--- Data lines ---

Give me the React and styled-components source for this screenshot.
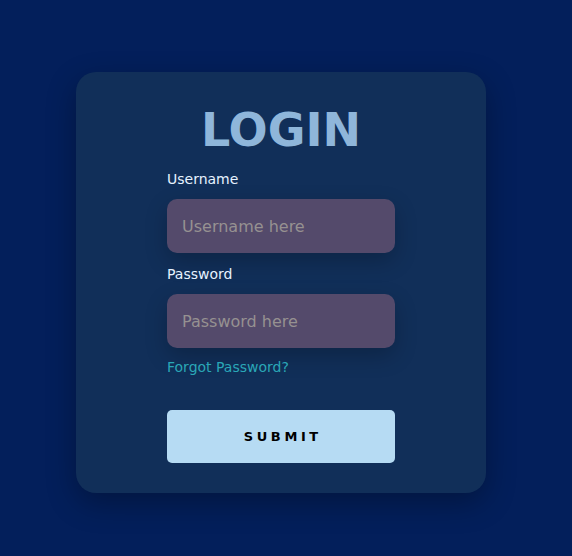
import { createGlobalStyle } from "styled-components";
import styled from "styled-components";

const GlobalStyle = createGlobalStyle`
  body {
    margin: 0;
    background-color: #031f5b;
    font-family: "DejaVu Sans", "Open Sans", sans-serif;
  }
`;

const App = () => {
  const handleSubmit = (e) => {
    e.preventDefault();
  };

  return (
    <Page>
      <GlobalStyle />
      <Card>
        <Title>LOGIN</Title>
        <Form onSubmit={handleSubmit}>
          <Label htmlFor="username">Username</Label>
          <Input id="username" type="text" placeholder="Username here" />
          <Label htmlFor="password" $spaced>Password</Label>
          <Input id="password" type="password" placeholder="Password here" />
          <Forgot href="#">Forgot Password?</Forgot>
          <Button type="submit">SUBMIT</Button>
        </Form>
      </Card>
    </Page>
  );
};

export default App;

const Page = styled.div`
  min-height: 556px;
  box-sizing: border-box;
  display: flex;
  justify-content: center;
  align-items: flex-start;
  padding: 72px 10px 0 0;
`;

const Card = styled.div`
  width: 410px;
  box-sizing: border-box;
  padding: 36px 0 30px;
  background-color: #112f59;
  border-radius: 20px;
  box-shadow: 0 10px 30px rgba(0, 0, 0, 0.3);
  display: flex;
  flex-direction: column;
  align-items: center;
`;

const Title = styled.h1`
  margin: 0 0 19px;
  font-size: 46px;
  line-height: 44px;
  font-weight: 700;
  color: #8fb6da;
`;

const Form = styled.form`
  width: 228px;
  display: flex;
  flex-direction: column;
`;

const Label = styled.label`
  font-size: 14px;
  line-height: 17px;
  color: #e6f2ff;
  margin-top: ${(p) => (p.$spaced ? "13px" : "0")};
  margin-bottom: 11px;
`;

const Input = styled.input`
  height: 54px;
  box-sizing: border-box;
  padding: 0 15px;
  border: none;
  border-radius: 10px;
  background-color: #544a6b;
  color: #e6f2ff;
  font-family: inherit;
  font-size: 16px;
  box-shadow: 0 8px 22px rgba(0, 0, 0, 0.22);

  &::placeholder {
    color: #969191;
  }

  &:focus {
    outline: none;
  }
`;

const Forgot = styled.a`
  margin-top: 11px;
  font-size: 14px;
  line-height: 17px;
  color: #2aa7b7;
  text-decoration: none;
  align-self: flex-start;
`;

const Button = styled.button`
  margin-top: 34px;
  height: 53px;
  border: none;
  border-radius: 5px;
  background-color: #b6dbf3;
  color: #000;
  font-family: inherit;
  font-size: 13px;
  font-weight: 700;
  letter-spacing: 3.6px;
  padding: 0 0 0 3.6px;
  cursor: pointer;
`;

--- Job ---
Restate the material word for word from its first line through the line containing "import styled from", both included; the pictures do not belong in it.

--- Task solution ---
Give me the React and styled-components source for this screenshot.
import { createGlobalStyle } from "styled-components";
import styled from "styled-components";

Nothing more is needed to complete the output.